Kuşkusuz, yapıların yıkılması halinde,
kullanıcıların geçici barınaklarda iskânları sağlanmalıdır. Bu işlemin maliyeti
ne olursa olsun devlet bunu gerçekleştirmelidir. İnsan canından daha kutsal ne
olabilir? Kuşkusuz böyle bir işlem bir plan çerçevesinde ve uzun vadede
yapılabilir. Önemli olan, planlı, programlı olarak
başlamaktır.
Devletimizin üst yöneticilerine sesleniyorum...

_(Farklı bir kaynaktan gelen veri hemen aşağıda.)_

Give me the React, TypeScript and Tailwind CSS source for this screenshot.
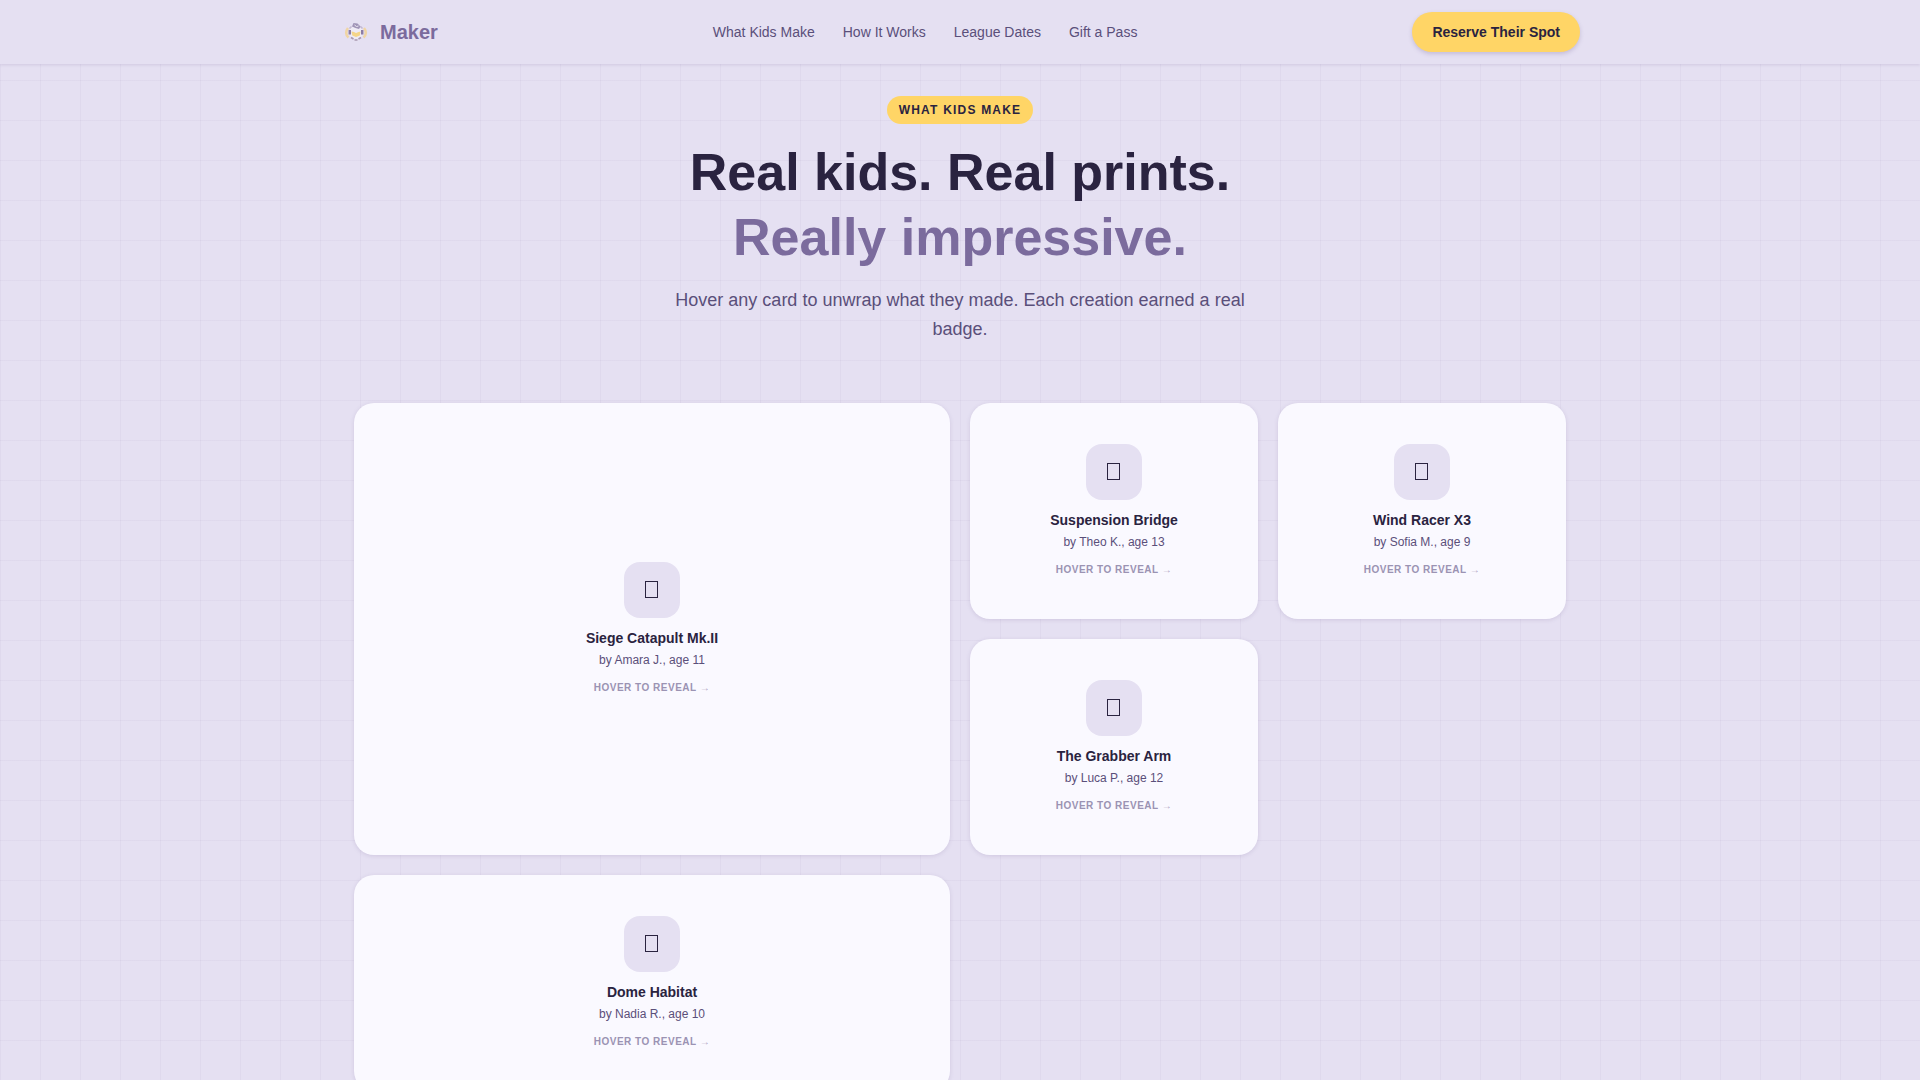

Yapılarımızı, onarmadığımız veya yıkıp yeniden yapmadığımız sürece halkımız
sürekli deprem mağduru olacaktır. Canını da, malını da, hayvanını da
kaybedecektir. Lütfen bir an evvel deprem riski büyük olan konutların
tespitini yapalım ve gerekli önlemleri alalım.
Uzun vadede
yapılacak işlerden biri de, halkımıza deprem felaketinin bütün boyutlarıyla
anlatılmasıdır. Bu anlatımın örgün ve yaygın eğitimle gerçekleşebileceği ve bu
nedenle de ilk eğitimden üniversite eğitimine kadar eğitimin her kademesinde
deprem konusu ders programlarında geniş bir biçimde işlenmelidir. Ayrıca, yazılı
ve görsel medyada da deprem konusuna salt deprem olunca değil, her zaman
ağırlıklı bir biçimde yer verilmelidir.
Depremle ilgili kavramları da
maalesef halkımıza bir türlü anlatamadık. Örneğin, depremin şiddetiyle büyüklüğü
birbiriyle karıştırılıyor. Depremin neden olduğu zararın tanımlanmasında
kullanılan “şiddet” kavramı, çoğu kez yanlış bir biçimde
depremin fiziksel büyüklüğü ile, başka bir deyişle deprem sonucunda ortaya çıkan
enerjinin ölçümü ile karıştırılmaktadır. Yine halkımıza anlatılamayan konulardan
biri de yapılarda kullanılan inşaat malzemelerinin deprem yönünden
irdelenmesiyle ilgili sorunlardır. Örneğin, kerpiç depreme dayanaksız,
betonarme dayanıklı gibi... Bu tür bir değerlendirmenin yanlış olduğu,
önemli olanın malzemelerin “doğru” bir biçimde kullanılması ve taşıyıcı
sistem kurgusunun yine “doğru” bir biçimde gerçekleşmesinin
sağlanmasıdır. Her tür malzemeyle depreme dayanıklı yapı inşa
edilebilir, önemli olan “mühendisliğin” gereğinin yapılmasıdır. Böyle bir olgu
da, ancak eğitimle sağlanır.
Önerim, zaman kaybetmeden yukarıda özet
olarak saydığım sorunlara ciddi bir biçimde eğilmek ve uzun vadeli programlarla
sorunun çözümünü sağlamaktır. Başta inşaat mühendislerine ve mimarlara büyük
görevler düşmektedir. Özellikle, üniversitelerimize ve meslek
odalarımıza sesleniyorum!.. İnsan canından daha kutsal hiçbir şey
olmadığı gibi, ülkemizde çağdaş toplumcu ve kamu yararına en yüksek düzeyde arka
çıkmanın yöntemlerinden biri de deprem sorununa bütün boyutlarıyla sahip çıkmak
olmalıdır. Depremler olmadan, daha fazla insanımız ölmeden depreme karşı gerekli
önlemleri almamız için, meslek odalarımız önderlik yapmalıdır. Gerekirse hukuk
savaşıyla, gerekirse eğitimle, gerekirse meslek politikalarıyla,
“depremle yaşama” söyleminin altı meslek odaları tarafından
doldurulmalı, başka deyişle bu söylemin ne anlama geldiği ortaya
konmalıdır.
Ülkemizin en önemli sorunu insanımızı depremden korumaktır.
Göz göre göre insanlarımızı ölüme terk etmek insanlık suçudur.